The United Nations Development Programme’s (UNDP’s) Strategic Plan 2018–2021 and its HIV, Health and Development Strategy 2016–2021 highlight the role UNDP can play in supporting governments to attain the SDGs. This includes addressing the structural barriers and discriminatory laws, policies and practices that marginalize vulnerable population groups, including people who use drugs. In June 2015, UNDP released a discussion paper reviewing the impacts of drug enforcement policies on public health, safety and security, and human rights of poor and marginalized populations. These include indigenous peoples, people who use drugs, including for drug dependence or pain treatment, poor farmers who cultivate illicit drug crops, and people who live in the communities where drugs are trafficked or sold. In April 2016, UNDP published a report describing initiatives undertaken by a range of countries and by civil society to address the harmful consequences of certain drug policy approaches, particularly for the poor and marginalized individuals and communities mentioned above.

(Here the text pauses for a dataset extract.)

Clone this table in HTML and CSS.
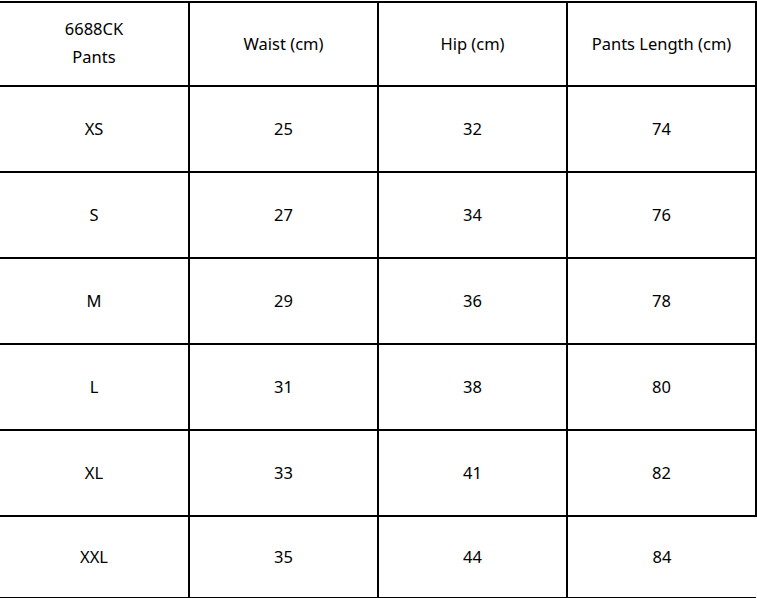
FILE: index.html
```html
<!DOCTYPE html>
<html>
<head>
<meta charset="utf-8">
<link rel="stylesheet" href="styles.css">
</head>
<body>
<table class="size-table">
  <tr class="head">
    <td class="c1"><div class="two">6688CK<br>Pants</div></td>
    <td>Waist (cm)</td>
    <td>Hip (cm)</td>
    <td class="c4">Pants Length (cm)</td>
  </tr>
  <tr><td class="c1">XS</td><td>25</td><td>32</td><td class="c4">74</td></tr>
  <tr><td class="c1">S</td><td>27</td><td>34</td><td class="c4">76</td></tr>
  <tr><td class="c1">M</td><td>29</td><td>36</td><td class="c4">78</td></tr>
  <tr><td class="c1">L</td><td>31</td><td>38</td><td class="c4">80</td></tr>
  <tr><td class="c1">XL</td><td>33</td><td>41</td><td class="c4">82</td></tr>
  <tr class="last"><td class="c1">XXL</td><td>35</td><td>44</td><td class="c4 open">84</td></tr>
</table>
</body>
</html>
```

FILE: styles.css
```css
html, body {
  margin: 0;
  padding: 0;
  background: #ffffff;
}
body {
  font-family: "Noto Sans", "Open Sans", sans-serif;
  font-size: 16.5px;
  color: #000000;
}
.size-table {
  border-collapse: collapse;
  table-layout: fixed;
  width: 757px;
  margin-top: 1px;
}
.size-table td {
  border: 2px solid #000000;
  width: 189px;
  height: 86px;
  padding: 0 0 2px 0;
  text-align: center;
  vertical-align: middle;
  box-sizing: border-box;
}
.size-table td.c1 {
  border-left: none;
}
.size-table .head td {
  height: 84px;
}
.size-table .last td {
  height: 82px;
}
.size-table td.open {
  border-right: none;
}
.two {
  line-height: 28px;
}
```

In November 2018, the United Nations system adopted a common position committing to support Member States in developing and implementing ‘truly balanced, comprehensive, integrated, evidence-based, human rights-based, development-oriented and sustainable responses to the world drug problem, within the framework of the 2030 Agenda for Sustainable Development’.

In March 2019, the UN system coordination Task Team, of which UNDP is a member, issued its first report. The common position and the Task Team report echo the UNGASS 2016 Outcome Document position that the international drug control conventions are sufficiently flexible to allow countries, consistent with international law, to design and implement national drug policies according to their priorities and needs. The publication of the Task Team report coincided with the launch of the International Guidelines on Human Rights and Drug Policy, co-sponsored by UNDP, the World Health Organization, the Joint United Nations Programme on HIV/AIDS and the International Centre on Human Rights and Drug Policy. With 27 principles capturing the expansive human experience of drug control, the Guidelines are a critical resource to advance the common position at the international, regional and country levels.

This discussion paper reviews some of the ways that countries throughout the world continue to use the flexibility available in the drug conventions to promote inclusive development, human rights and public health-driven, evidence-informed approaches. In this context, this discussion paper presents innovative steps taken by UN Member States in implementing commitments undertaken at the 2016 UNGASS, and with respect to the 2030 Agenda.